Roger Linn won the discussion though when he said “Remember in the 80’s when music got sterile, lost it’s human feel, alienated musicians around the world, and made people discount electronic music for decades to come? Yeah, that was my fault”. He was referring to inventing quantization, but it still got a good laugh from everyone in the crowd.

The highlight of Saturday for me were the two panels that Young Guru was a part of. I admit, while I had heard of him and knew he was a well-known engineer in the hop hop world, I didn’t realize just HOW famous he was, nor the sheer number of classic albums he had a direct hand in. Despite this, he was so down to earth and eager to share his views on all things related to music, not just in the panels, but while walking around and talking to people before and after too. And better yet, did so in a very inspiring way. I think a lot of people were really impressed with what he had to share, I know I was. Most of the events at Loop were recorded, when Ableton eventually posts them online,I highly recommend watching the Young Guru ones.

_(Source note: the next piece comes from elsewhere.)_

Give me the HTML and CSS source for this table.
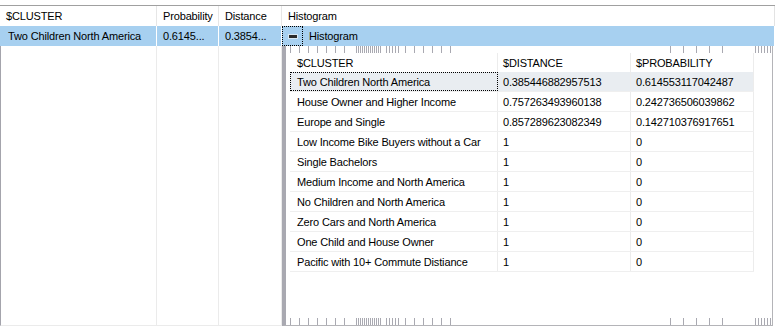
FILE: index.html
```html
<!DOCTYPE html>
<html lang="en">
<head>
    <meta charset="UTF-8">
    <meta name="viewport" content="width=device-width, initial-scale=1.0">
    <title>Cluster Results</title>
    <link rel="stylesheet" href="styles.css">
</head>
<body>
    <div class="grid">
        <div class="grid-head">
            <div class="cell col-cluster">$CLUSTER</div>
            <div class="cell col-prob">Probability</div>
            <div class="cell col-dist">Distance</div>
            <div class="cell col-hist">Histogram</div>
        </div>

        <div class="grid-row selected">
            <div class="cell col-cluster">Two Children North America</div>
            <div class="cell col-prob">0.6145...</div>
            <div class="cell col-dist">0.3854...</div>
            <div class="cell col-hist">
                <span class="toggle"><span class="minus"></span></span>
                <span class="hist-label">Histogram</span>
            </div>
        </div>

        <div class="grid-detail">
            <div class="filler col-cluster"></div>
            <div class="filler col-prob"></div>
            <div class="filler col-dist"></div>

            <div class="detail">
                <div class="ticks"></div>
                <div class="sub-grid">
                    <div class="sub-row sub-head">
                        <div class="sub-cell c1">$CLUSTER</div>
                        <div class="sub-cell c2">$DISTANCE</div>
                        <div class="sub-cell c3">$PROBABILITY</div>
                    </div>
                    <div class="sub-row current">
                        <div class="sub-cell c1 focus">Two Children North America</div>
                        <div class="sub-cell c2">0.385446882957513</div>
                        <div class="sub-cell c3">0.614553117042487</div>
                    </div>
                    <div class="sub-row">
                        <div class="sub-cell c1">House Owner and Higher Income</div>
                        <div class="sub-cell c2">0.757263493960138</div>
                        <div class="sub-cell c3">0.242736506039862</div>
                    </div>
                    <div class="sub-row">
                        <div class="sub-cell c1">Europe and Single</div>
                        <div class="sub-cell c2">0.857289623082349</div>
                        <div class="sub-cell c3">0.142710376917651</div>
                    </div>
                    <div class="sub-row">
                        <div class="sub-cell c1">Low Income Bike Buyers without a Car</div>
                        <div class="sub-cell c2">1</div>
                        <div class="sub-cell c3">0</div>
                    </div>
                    <div class="sub-row">
                        <div class="sub-cell c1">Single Bachelors</div>
                        <div class="sub-cell c2">1</div>
                        <div class="sub-cell c3">0</div>
                    </div>
                    <div class="sub-row">
                        <div class="sub-cell c1">Medium Income and North America</div>
                        <div class="sub-cell c2">1</div>
                        <div class="sub-cell c3">0</div>
                    </div>
                    <div class="sub-row">
                        <div class="sub-cell c1">No Children and North America</div>
                        <div class="sub-cell c2">1</div>
                        <div class="sub-cell c3">0</div>
                    </div>
                    <div class="sub-row">
                        <div class="sub-cell c1">Zero Cars and North America</div>
                        <div class="sub-cell c2">1</div>
                        <div class="sub-cell c3">0</div>
                    </div>
                    <div class="sub-row">
                        <div class="sub-cell c1">One Child and House Owner</div>
                        <div class="sub-cell c2">1</div>
                        <div class="sub-cell c3">0</div>
                    </div>
                    <div class="sub-row">
                        <div class="sub-cell c1">Pacific with 10+ Commute Distiance</div>
                        <div class="sub-cell c2">1</div>
                        <div class="sub-cell c3">0</div>
                    </div>
                </div>
                <div class="ticks"></div>
            </div>
        </div>
    </div>
</body>
</html>
```

FILE: styles.css
```css
body {
    margin: 0;
    background-color: #fff;
    font-family: "Liberation Sans", Arial, sans-serif;
    font-size: 11px;
    letter-spacing: -0.15px;
    color: #000;
}
.grid {
    margin-top: 5px;
    width: 775px;
    border-top: 1px solid #a0a0a0;
}
.grid-head,
.grid-row {
    display: flex;
    height: 20px;
}
.grid-head {
    border-right: 1px solid #e3e3e3;
    width: 774px;
}
.cell {
    box-sizing: border-box;
    display: flex;
    align-items: center;
    white-space: nowrap;
    overflow: hidden;
}
.grid-head .cell {
    border-right: 1px solid #e6e6e6;
    padding-left: 6px;
}
.grid-head .col-hist {
    border-right: none;
}
.grid-row .cell {
    border-right: 1px solid #fff;
    padding-left: 6px;
}
.grid-row .col-cluster {
    padding-left: 8px;
}
.col-cluster {
    width: 157px;
}
.col-prob {
    width: 62px;
}
.col-dist {
    width: 63px;
}
.col-hist {
    width: 492px;
}
.selected {
    width: 774px;
    background-color: #a7d0f0;
}
.grid-row .col-hist {
    padding-left: 0;
    border-right: none;
}
.toggle {
    box-sizing: border-box;
    width: 21px;
    height: 20px;
    border: 1px dotted #000;
    display: flex;
    align-items: center;
    padding-left: 6px;
}
.minus {
    width: 8px;
    height: 3px;
    background-color: #2b2b2b;
    box-shadow: 0 0 0 1px #d8e8f4;
}
.hist-label {
    margin-left: 6px;
}

/* expanded detail area */
.grid-detail {
    display: flex;
    height: 280px;
}
.filler {
    box-sizing: border-box;
    border-right: 1px solid #ebebeb;
    border-bottom: 1px solid #ebebeb;
}
.filler.col-cluster {
    border-left: 1px solid #a4a4ac;
}
.detail {
    box-sizing: border-box;
    width: 491px;
    display: flex;
    flex-direction: column;
    border-left: 4px solid #a9a9b1;
    border-right: 1px solid #b4b4b8;
    border-bottom: 1px solid #b4b4b8;
}
.ticks {
    height: 7px;
    background:
        repeating-linear-gradient(90deg, #a9a9b1 0 1px, transparent 1px 9px) 4px 0 / 56px 100% no-repeat,
        repeating-linear-gradient(90deg, #a9a9b1 0 1px, transparent 1px 2px) 70px 0 / 26px 100% no-repeat,
        repeating-linear-gradient(90deg, #a9a9b1 0 1px, transparent 1px 3px) 100px 0 / 15px 100% no-repeat,
        repeating-linear-gradient(90deg, #a9a9b1 0 1px, transparent 1px 9px) 119px 0 / 47px 100% no-repeat,
        repeating-linear-gradient(90deg, #a9a9b1 0 1px, transparent 1px 13px) 384px 0 / 58px 100% no-repeat,
        repeating-linear-gradient(90deg, #a9a9b1 0 1px, transparent 1px 3px) 469px 0 / 17px 100% no-repeat;
}
.sub-grid {
    flex: 1;
    padding-left: 4px;
}
.sub-row {
    display: flex;
    width: 464px;
    height: 20px;
    box-sizing: border-box;
    border-bottom: 1px solid #efefef;
}
.sub-head {
    height: 19px;
    border-bottom: none;
}
.sub-cell {
    box-sizing: border-box;
    display: flex;
    align-items: center;
    padding-left: 5px;
    border-right: 1px solid #ececec;
    white-space: nowrap;
}
.c1 {
    width: 208px;
    padding-left: 7px;
}
.c2 {
    width: 133px;
}
.c3 {
    width: 123px;
}
.current {
    background-color: #e9edf1;
}
.focus {
    border: 1px dotted #000;
    padding-left: 6px;
}
```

Sunday started off with a bang, literally. The panel was about acoustic drummers and how they adapt to working with electronic music. It featured Katharina Ernst, Kiran Gandhi, and Zach Danziger, each with their own drum kits on stage. Aside from being a LOUD way to wake up on a Sunday morning, they were all such different drummers that there was a huge range of knowledge and technique they shared about all things rhythm. They closed it out with all three of them jamming at once too, by far the loudest event of the weekend by amazing to listen to.

Of course Sunday was also about the big Push 2 and Live 9.5 announcement as well, and really was a great way to wrap up the conference. The Ableton presenters did a great job of showing off the new features, and when gerhard said they would be offering a 30% discount if you traded in your Push 1 and they would then donate those to schools, the place erupted with a standing ovation. The music industry really needs more initiatives like this.

You can view the video of the Push 2, Live 9.5, and Link announcement here: https://vimeo.com/144372872.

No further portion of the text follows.